Taibu was run out for seven in that game, taking on Tillakaratne Dilshan's arm as he sped back for a second. "He was a very good fielder but I fancied myself as a quick runner between the wickets and I thought I would make it. I actually made my ground but the bat bounced off the ground. Had the rules been as they are now, I would have made it."

Taibu was dropped after that, and watched Kolkata go on a three-game losing streak. He was due to return for a game in Delhi towards the end of the campaign, until it was washed out without a ball being bowled. KKR eventually finished sixth to miss out on the semi-finals, and Taibu found himself heading back to his old life.

"It first hit me when I got to the airport and I was left to board my flight back to Zimbabwe. I no longer had guards around me and people carrying my bag, and I'd just left a professional setup. A week later I was playing a first-class game, and it was like living in a different world altogether. There was high professionalism at the IPL and then I came back home and the level was so different - even just the pace at which the game was played. It's supposed to be 'easier' but you actually start to struggle because of the pace, just waiting for the ball to get to you, and getting bad balls that you won't get at IPL level. I found it very difficult adjusting from that high level of cricket to going back to our franchise cricket."

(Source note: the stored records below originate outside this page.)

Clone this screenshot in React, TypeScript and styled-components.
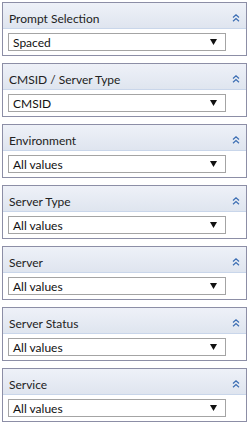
import React from 'react';
import styled, { createGlobalStyle } from 'styled-components';

const GlobalStyle = createGlobalStyle`
  html, body {
    margin: 0;
    padding: 0;
    background: #ffffff;
  }
  body {
    font-family: Lato, 'Liberation Sans', Arial, sans-serif;
  }
`;

type Prompt = {
  title: string;
  value: string;
};

const prompts: Prompt[] = [
  { title: 'Prompt Selection', value: 'Spaced' },
  { title: 'CMSID / Server Type', value: 'CMSID' },
  { title: 'Environment', value: 'All values' },
  { title: 'Server Type', value: 'All values' },
  { title: 'Server', value: 'All values' },
  { title: 'Server Status', value: 'All values' },
  { title: 'Service', value: 'All values' },
];

const CollapseIcon = () => (
  <svg width="8" height="8" viewBox="0 0 8 8">
    <path d="M1 3.5 L4 0.8 L7 3.5" fill="none" stroke="#3b6db3" strokeWidth="1.2" />
    <path d="M1 7.2 L4 4.5 L7 7.2" fill="none" stroke="#3b6db3" strokeWidth="1.2" />
  </svg>
);

const DropArrow = () => (
  <svg width="7" height="6" viewBox="0 0 7 6">
    <polygon points="0,0 7,0 3.5,6" fill="#111111" />
  </svg>
);

const App = () => {
  return (
    <>
      <GlobalStyle />
      <StList>
        {prompts.map((p) => (
          <StPanel key={p.title}>
            <StHeader>
              <StTitle>{p.title}</StTitle>
              <StToggle>
                <CollapseIcon />
              </StToggle>
            </StHeader>
            <StBody>
              <StSelect>
                <StValue>{p.value}</StValue>
                <StArrow>
                  <DropArrow />
                </StArrow>
              </StSelect>
            </StBody>
          </StPanel>
        ))}
      </StList>
    </>
  );
};

export default App;

const StList = styled.div`
  display: flex;
  flex-direction: column;
  gap: 7px;
  padding: 2px 3px 0 2px;
  width: 250px;
  box-sizing: border-box;
`;

const StPanel = styled.div`
  border: 1px solid #8c8ea6;
  background: #ffffff;
  height: 54px;
  box-sizing: border-box;
  display: flex;
  flex-direction: column;
`;

const StHeader = styled.div`
  height: 26px;
  box-sizing: border-box;
  flex: none;
  display: flex;
  align-items: center;
  justify-content: space-between;
  padding: 5px 6px 0 6px;
  background: linear-gradient(to bottom, #eef1f8, #dfe5ef);
  border-bottom: 1px solid #c9d6ea;
`;

const StTitle = styled.span`
  font-size: 12px;
  color: #222222;
`;

const StToggle = styled.span`
  display: flex;
  align-items: center;
`;

const StBody = styled.div`
  padding: 4px 0 0 5px;
`;

const StSelect = styled.div`
  width: 218px;
  height: 18px;
  box-sizing: border-box;
  border: 1px solid #a4a4a4;
  background: #ffffff;
  display: flex;
  align-items: center;
  justify-content: space-between;
  padding: 0 8px 0 4px;
`;

const StValue = styled.span`
  font-size: 12px;
  color: #111111;
`;

const StArrow = styled.span`
  display: flex;
  align-items: center;
`;
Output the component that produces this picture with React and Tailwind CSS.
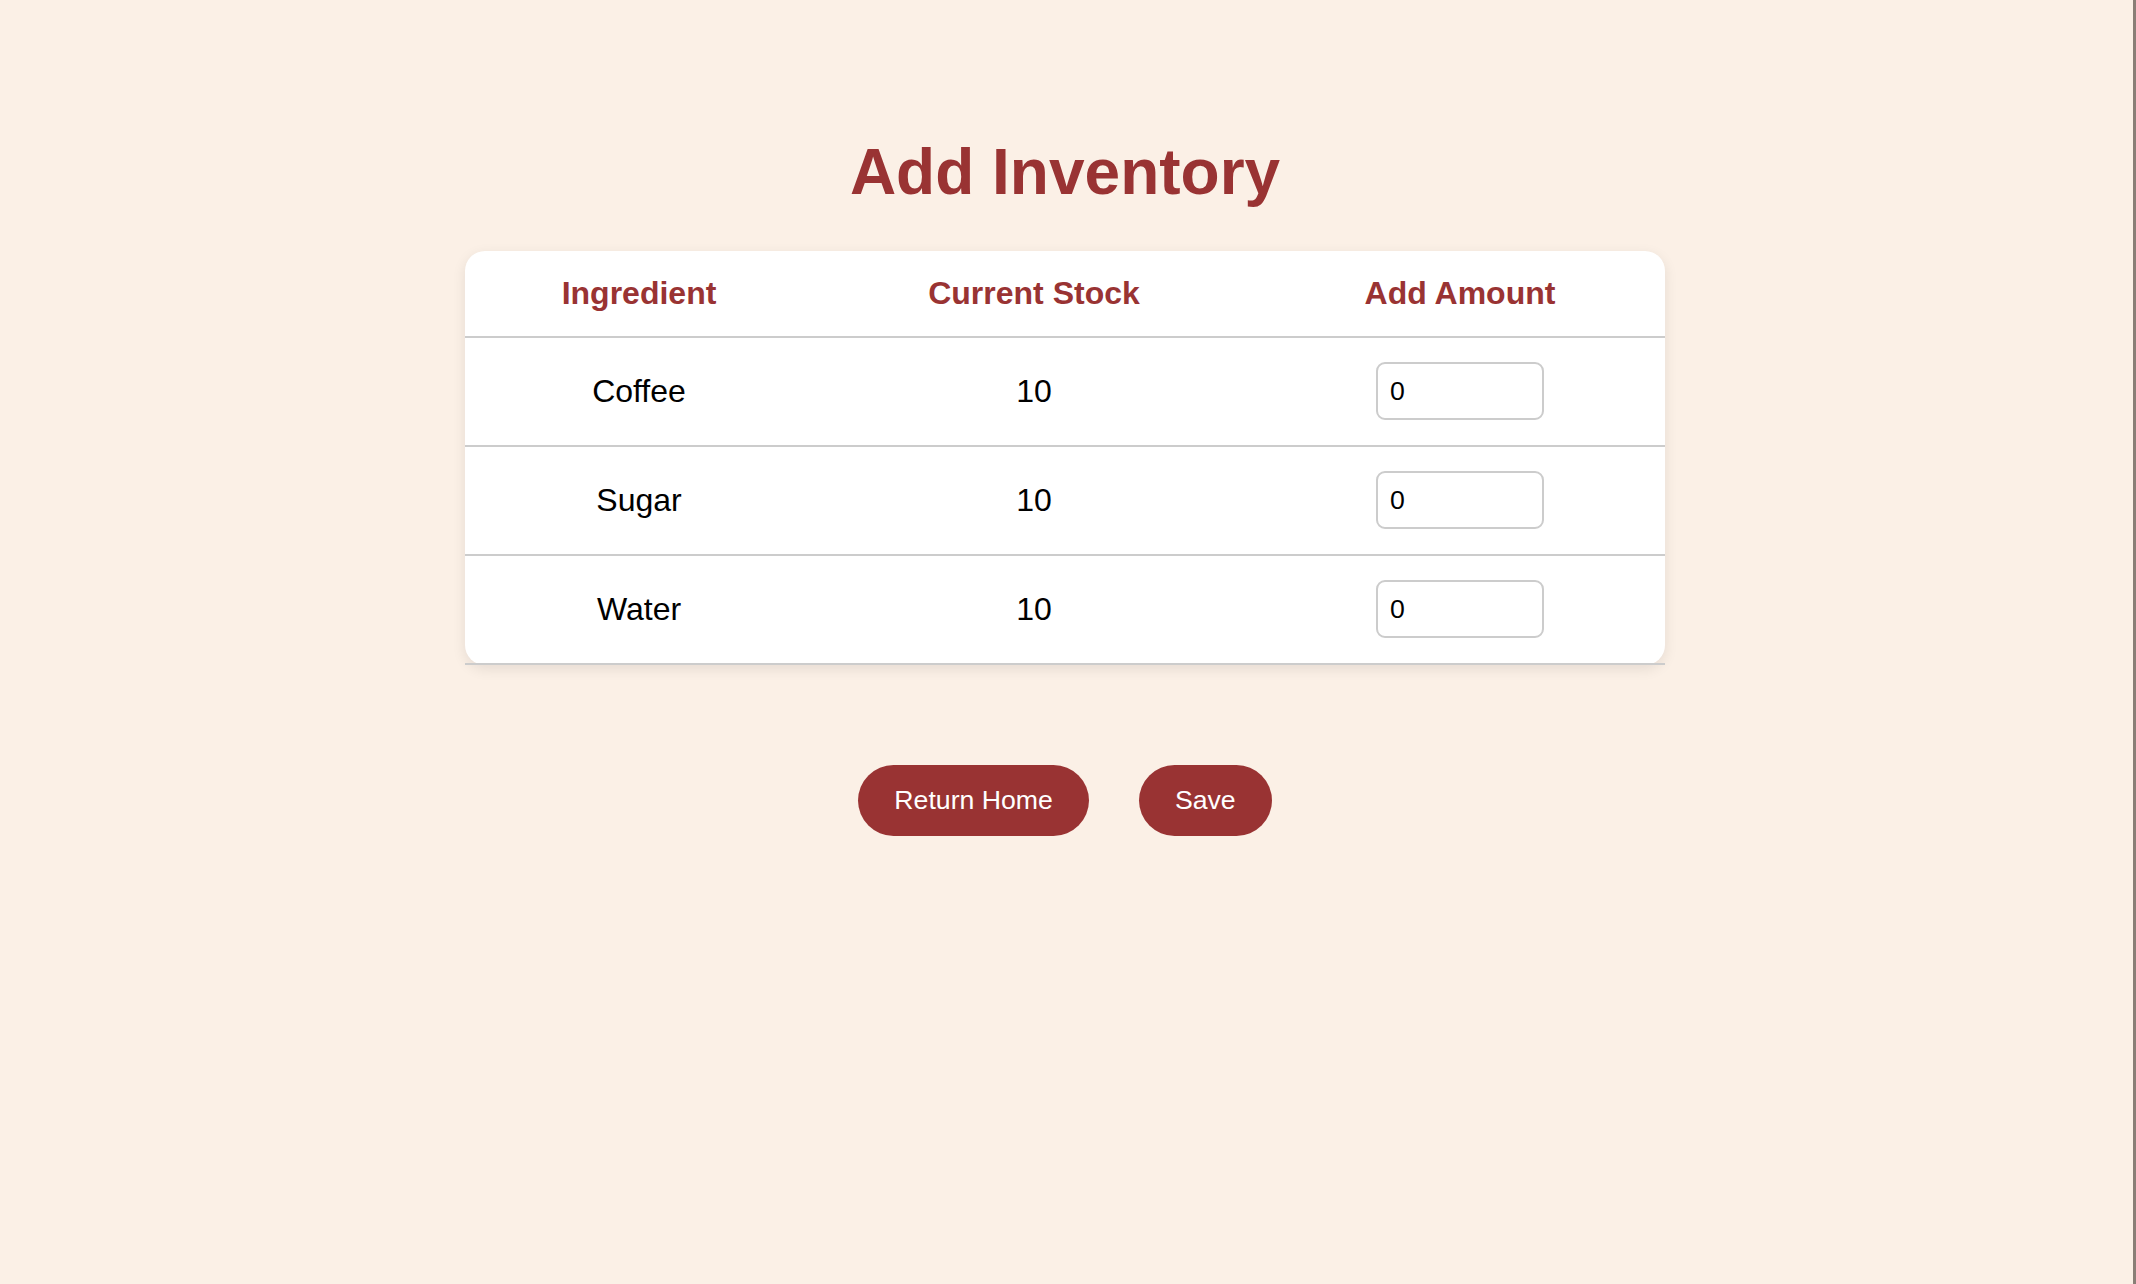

Kolkata paid Taibu's contract out the following year and let him go - a sign, perhaps, that there was already less room for sentiment in the IPL. He played on for Zimbabwe until mid-2012, when he quit international cricket at the age of 29 to focus on his work with the church. Disillusionment at the way cricket was being run in Zimbabwe did not make the decision difficult. A subsequent spell as a selector and cricket director in Zimbabwe ended in further acrimony, but Taibu has let that go now. Last year he released an autobiography that laid out the details of a career that was so often derailed by politics. His son TJ has been reading it during lockdown at the family's home in Liverpool, and is not the only one to have provided a positive review. One suspects that Aryan Khan, now a 22-year-old filmmaking student, might have been an equally avid reader.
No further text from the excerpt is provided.